Refunds for returns filed electronically were received by taxpayers within three weeks --
two weeks if the taxpayer chose direct electronic deposit of the refund.
- The IRS goal is that the vast majority of taxpayer inquiries will be made by telephone
and will require only one contact to get resolved. Right now, 96 percent of calls to our
toll free telephones from taxpayers with questions about their accounts are handled while
they are on the line or within two weeks, with no further action required from the
- The IRS is upgrading its telephone system to make more use of Voice Response Unit (VRU)
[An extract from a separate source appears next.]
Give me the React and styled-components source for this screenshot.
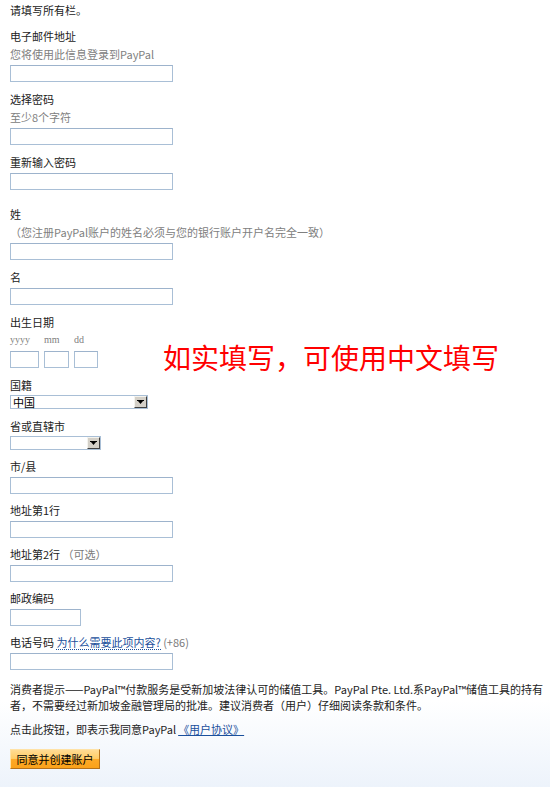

capabilities allowing the taxpayer to interact with the system. Features of the upgrade
now being tested would allow taxpayers to find out when their refund checks will be sent
out, enter into installment agreements to pay bills, order forms and publications and
perform other transaction.
- The overall rate for accuracy in processing paper tax returns has climbed over the past
few years to more than 82 percent in 1993. For electronic returns, the accuracy rate is
about 98 percent. Fewer errors mean that processing is faster, refunds are issued more
quickly and there is less chance of incorrect notices to taxpayers.